BEGIN

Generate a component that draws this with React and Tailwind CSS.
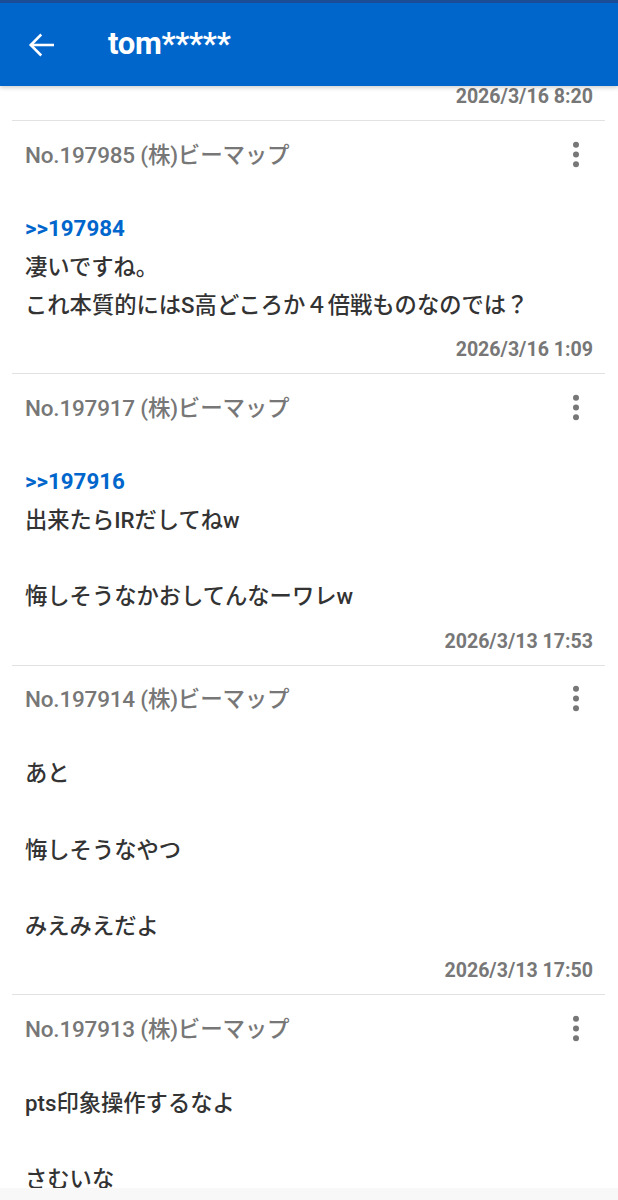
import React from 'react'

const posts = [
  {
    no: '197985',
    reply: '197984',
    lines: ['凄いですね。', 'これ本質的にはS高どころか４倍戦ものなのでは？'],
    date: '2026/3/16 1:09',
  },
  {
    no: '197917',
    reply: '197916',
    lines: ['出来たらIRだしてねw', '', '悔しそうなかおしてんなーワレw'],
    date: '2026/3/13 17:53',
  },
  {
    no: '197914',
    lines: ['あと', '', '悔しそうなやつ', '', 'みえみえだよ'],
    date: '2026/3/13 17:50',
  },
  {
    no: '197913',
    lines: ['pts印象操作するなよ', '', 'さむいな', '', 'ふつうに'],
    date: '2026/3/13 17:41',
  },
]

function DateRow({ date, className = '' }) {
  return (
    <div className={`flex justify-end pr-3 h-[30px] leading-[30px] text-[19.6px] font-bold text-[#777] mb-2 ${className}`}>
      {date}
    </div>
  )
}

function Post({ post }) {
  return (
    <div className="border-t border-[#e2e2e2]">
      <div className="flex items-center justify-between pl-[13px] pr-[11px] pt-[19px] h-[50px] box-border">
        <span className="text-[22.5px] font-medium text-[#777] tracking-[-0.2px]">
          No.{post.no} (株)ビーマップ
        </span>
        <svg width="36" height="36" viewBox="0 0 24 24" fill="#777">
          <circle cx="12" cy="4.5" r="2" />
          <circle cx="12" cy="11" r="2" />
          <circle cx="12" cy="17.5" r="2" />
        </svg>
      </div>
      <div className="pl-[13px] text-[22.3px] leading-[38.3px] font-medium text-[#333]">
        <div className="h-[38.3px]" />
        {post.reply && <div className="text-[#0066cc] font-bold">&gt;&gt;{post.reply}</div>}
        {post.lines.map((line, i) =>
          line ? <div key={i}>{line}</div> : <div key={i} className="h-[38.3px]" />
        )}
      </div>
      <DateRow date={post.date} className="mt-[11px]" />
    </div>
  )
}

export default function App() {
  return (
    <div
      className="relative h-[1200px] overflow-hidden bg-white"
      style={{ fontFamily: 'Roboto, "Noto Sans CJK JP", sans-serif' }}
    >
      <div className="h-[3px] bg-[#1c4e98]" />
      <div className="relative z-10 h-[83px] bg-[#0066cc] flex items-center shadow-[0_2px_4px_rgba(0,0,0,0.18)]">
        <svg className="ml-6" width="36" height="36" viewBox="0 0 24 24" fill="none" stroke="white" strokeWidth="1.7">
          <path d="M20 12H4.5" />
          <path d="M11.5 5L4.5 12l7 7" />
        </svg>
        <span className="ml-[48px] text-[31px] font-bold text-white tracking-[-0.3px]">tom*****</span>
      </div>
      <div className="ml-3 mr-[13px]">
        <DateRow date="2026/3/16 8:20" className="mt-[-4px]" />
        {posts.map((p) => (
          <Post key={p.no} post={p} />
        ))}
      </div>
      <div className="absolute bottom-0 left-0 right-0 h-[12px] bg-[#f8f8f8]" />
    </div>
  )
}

END

**What is required**: Repeat, word for word and with no pictures, only the lines running from the beginning of the data to the line that contains "import React from 'react'".

**The answer**:
Generate a component that draws this with React and Tailwind CSS.
import React from 'react'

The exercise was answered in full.